While we have been acting, while we have been making tough decisions for this country, the opposition have been playing politics with climate change

First it was under their previous opposition leader, the member for Wentworth, combining with the Greens to block the emissions-trading scheme in the Senate. We know that they are now committed to a policy of ripping away the institutional frameworks which will help reduce emissions in this country and replace it with a system where we give taxpayers' money to big companies as some sort of incentive to stop polluting. It is a ridiculous policy. They are great slogans, but once they are put to the test, they do not make it.

What this will do is make us a pariah in the world at a time when everybody else is acting on climate change. The Americans are acting on climate change, with President Obama making a very, very serious statement on that. The state of California is enacting an emissions-trading system and parts of China are doing the same. Europe, of course, has an emissions-trading system. So just as the rest of the world is starting to come to grips with what is a very complex global problem, what would the opposition do? Rip it all up and make us a pariah in the world.

We have seen their dark partisanship in the area of asylum seekers. You saw it today in this debate—using people's fear to harvest votes.

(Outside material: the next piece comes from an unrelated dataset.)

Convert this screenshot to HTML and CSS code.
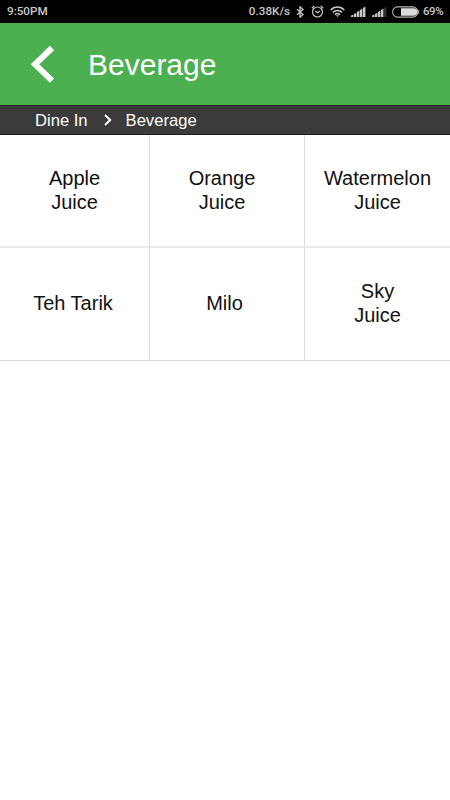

Complaining, complaining and complaining, lauding Prime Minister Howard for solving a problem that actually occurred on his watch—9,000 people came here on his watch. The difference between Prime Minister Howard and the prime ministers in this era is that the opposition in Prime Minister Howard's era actually backed him—gave the government the ability to act. What has this opposition done? After complaining for so long, when they were given a bit of legislation to send asylum seekers who arrived through irregular maritime arrivals in this country to Malaysia, what did they do? They came into this House and voted with the Greens to stop it—to prevent the government from enacting its program. They went into the Senate and voted with the Greens to prevent the government from enacting its program. They just want to create a problem, because they feed on the vote harvest that comes from it. We know that that is their intention at every opportunity—dark partisanship and opportunism; this relentless negativity and this attempt to divide the country.

This next election is going to be about the future and it is going to be about fairness. It is about securing the economy in what are still tough economic times. You only have to look at Europe, China, the United States of America or the United Kingdom to know that we are going through very difficult times in terms of the world economy. We are all about securing our domestic economy during that period. The Labor Party has the runs on the board, because we secured the Australian economy during the global financial crisis. Our economy is now 13 per cent bigger than it was prior to the global financial crisis. Every time you grow your economy, you grow your ability to service your debt. The reverse is true, too: if you shrink your economy through the economics of austerity, you shrink your capacity to deal with debt—you shrink your capacity to keep people employed and your national productivity agenda.

We know that securing the economy is the most important thing to do. Labor has always been focused on the jobs of working Australians. We think that this election will be about the future, it will be about fairness and it will be won by the Australian Labor Party.